In April, a spokesperson said WaTech “supports the path L&I is currently on.” Key lawmakers also seemed moderately supportive. Sen. Derek Stanford, D-Bothell, vice chair on the Senate Ways and Means Committee, said he believed the upgrade “got off to a bad start” but was back on track.
'Unable to show measurable progress'
Exactly how things went so quickly back off the rails isn't clear.
WaTech gave only a general explanation of what led to the decision.
Despite "working closely with L&I to provide project guidance and oversight...it became clear in recent months that the project was unable to show measurable progress against planned milestones," said WaTech spokesperson Andrew Garber in an email Tuesday.
L&I, for its part, has "long recognized there are challenges with the implementation of this new technology," said L&I spokesperson Matt Ross. "WaTech plays an important oversight role, and clearly we need to ensure a common understanding of the progress and challenges facing the project."
The governor's office didn't respond when asked if the decision to suspend the project originated with WaTech or came directly from Ferguson.
In a statement earlier on Tuesday, Ferguson said, “We need to make sure that our programs are operating effectively.
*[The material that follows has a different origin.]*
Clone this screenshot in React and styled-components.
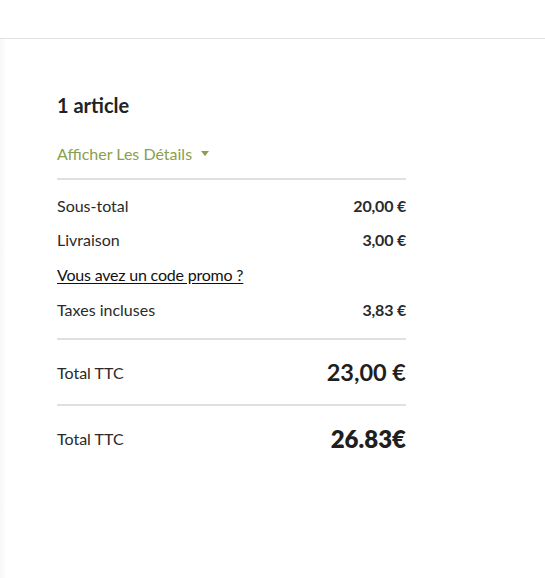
import React from 'react';
import styled, { createGlobalStyle } from 'styled-components';

const GlobalStyle = createGlobalStyle`
  body {
    margin: 0;
    background: #ffffff;
    font-family: 'Lato', 'Liberation Sans', sans-serif;
    color: #222222;
  }
`;

const Page = styled.div`
  width: 545px;
  height: 578px;
  overflow: hidden;
  display: flex;
  flex-direction: column;
`;

const TopBar = styled.div`
  height: 38px;
  flex-shrink: 0;
  border-bottom: 1px solid #e2e2e2;
`;

const Body = styled.div`
  flex: 1;
  display: flex;
`;

const Edge = styled.div`
  width: 6px;
  background: linear-gradient(to right, #f7f7f7, #fbfbfb 60%, #ffffff);
`;

const Summary = styled.section`
  width: 349px;
  padding: 54px 0 0 51px;
`;

const Title = styled.h2`
  margin: 0;
  font-size: 20px;
  font-weight: 700;
  line-height: 24px;
  color: #222222;
`;

const Toggle = styled.button`
  margin-top: 27px;
  padding: 0;
  border: 0;
  background: none;
  display: flex;
  align-items: center;
  gap: 9px;
  font-family: inherit;
  font-size: 16px;
  line-height: 20px;
  color: #8a9f4c;
  cursor: pointer;
`;

const Caret = styled.span`
  width: 0;
  height: 0;
  border-left: 4.5px solid transparent;
  border-right: 4.5px solid transparent;
  border-top: 5px solid #8a9f4c;
  margin-top: -2px;
`;

const Divider = styled.hr`
  margin: ${p => p.$top || 0}px 0 0;
  border: 0;
  height: 2px;
  background: #e0e0e0;
`;

const Lines = styled.div`
  padding-top: 15px;
  display: flex;
  flex-direction: column;
  gap: 14.8px;
`;

const Line = styled.div`
  display: flex;
  justify-content: space-between;
  align-items: center;
  height: 20px;
  font-size: 16px;
  color: #2a2a2a;
`;

const Amount = styled.span`
  font-weight: 700;
  font-size: 16px;
  letter-spacing: -0.2px;
`;

const PromoLink = styled.a`
  font-size: 16px;
  letter-spacing: -0.2px;
  color: #111111;
  text-decoration: underline;
  text-underline-offset: 2px;
  cursor: pointer;
`;

const TotalRow = styled.div`
  display: flex;
  justify-content: space-between;
  align-items: center;
  height: ${p => p.$h || 66}px;
`;

const TotalLabel = styled.span`
  font-size: 16px;
  color: #2a2a2a;
`;

const TotalAmount = styled.span`
  font-size: ${p => (p.$strong ? 24 : 23.5)}px;
  font-weight: ${p => (p.$strong ? 800 : 700)};
  color: #1f1f1f;
`;

const lines = [
  { label: 'Sous-total', value: '20,00 €' },
  { label: 'Livraison', value: '3,00 €' },
  { promo: 'Vous avez un code promo ?' },
  { label: 'Taxes incluses', value: '3,83 €' },
];

export default function App() {
  return (
    <Page>
      <GlobalStyle />
      <TopBar />
      <Body>
        <Edge />
        <Summary>
          <Title>1 article</Title>
          <Toggle>
            Afficher Les Détails <Caret />
          </Toggle>
          <Divider $top={14} />
          <Lines>
            {lines.map((l, i) =>
              l.promo ? (
                <Line key={i}>
                  <PromoLink>{l.promo}</PromoLink>
                </Line>
              ) : (
                <Line key={i}>
                  <span>{l.label}</span>
                  <Amount>{l.value}</Amount>
                </Line>
              )
            )}
          </Lines>
          <Divider $top={19} />
          <TotalRow $h={64}>
            <TotalLabel>Total TTC</TotalLabel>
            <TotalAmount>23,00 €</TotalAmount>
          </TotalRow>
          <Divider />
          <TotalRow $h={64}>
            <TotalLabel>Total TTC</TotalLabel>
            <TotalAmount $strong>26.83€</TotalAmount>
          </TotalRow>
        </Summary>
      </Body>
    </Page>
  );
}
Where we find problems, we will do what needs to be done to address them."
Still, what's needed to address these problems hasn't yet been shared.
In Friday's memo, WaTech urged L&I's leadership to meet with WaTech, the Office of Financial Management and the governor's office to discuss how move the project forward.
L&I said it "absolutely" intends to join those discussions, and Ferguson on Tuesday stated his desire to "get this project back on track."
But WaTech also seems to be managing expectations for a project that has been singularly difficult to manage.
After urging L&I to "initiate meetings" over the project's future, WaTech director Bill Kehoe went on to note that, "[c]onsidering the project's history and the several opportunities it has had to reset and show progress, establishing the criteria to restart the project will be challenging.